In the fiscal ending March, additional expenditures include Rs 147 crore on the Sadhana Samavesha to mark two years of the Congress government and Rs 223 crore for railway barricading to prevent human-elephant conflict.
As per the supplementary estimates, the government spent Rs 1.25 crore to purchase a Volvo XC90 for former Prime Minister H D Deve Gowda.
It also includes -- Rs 1,025 crore to clear various irrigation works bills, Rs 15 crore for helicopter and air travels by Governor, CM, ministers and other VIPs, Rs 110 crore towards scholarship and tuition fee reimbursement for minority students, Rs 15 crore for development of various temples, maths and trusts.
The government also spent Rs 1.4 crore to print a book comprising 'selected' speeches of Governor Thaawarchand Gehlot, Rs 50 lakh to clear pending electricity and water bills of ministers' residences, Rs 10 crore towards rehabilitation of families affected by landslides at Meppadi in Wayanad, Kerala.
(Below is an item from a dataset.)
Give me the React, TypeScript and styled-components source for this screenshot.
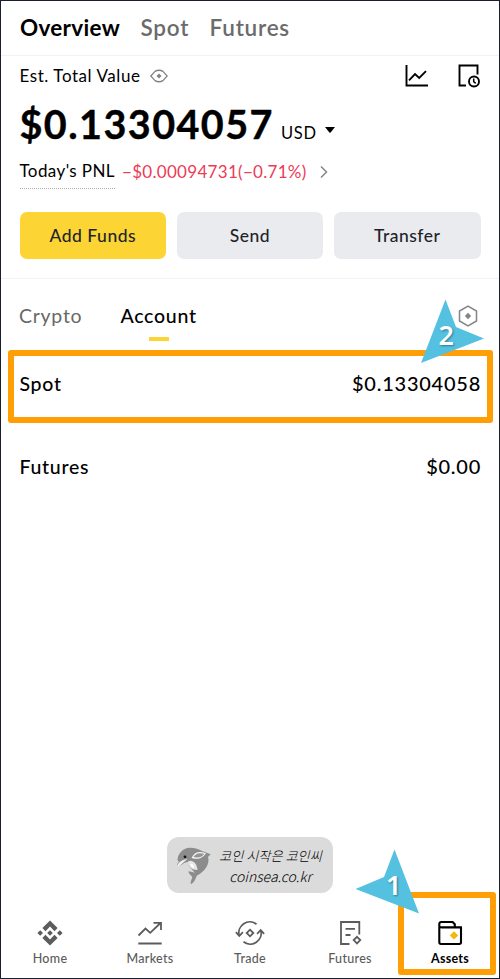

Rs 5 crore each for Brahmin Development Board and Arya-Vysya Development Corporation, Rs 60 lakh to Supreme Court senior advocate Kapil Sibal for two appearances representing the government, Rs 5.13 crore towards bills from the Belagavi winter session of the legislature, Rs 5.5 crore towards pending bills from the 2019 and 2021 Assembly bypolls and the upcoming Davangere South and Bagalkot bypolls, are among the expenditures incurred.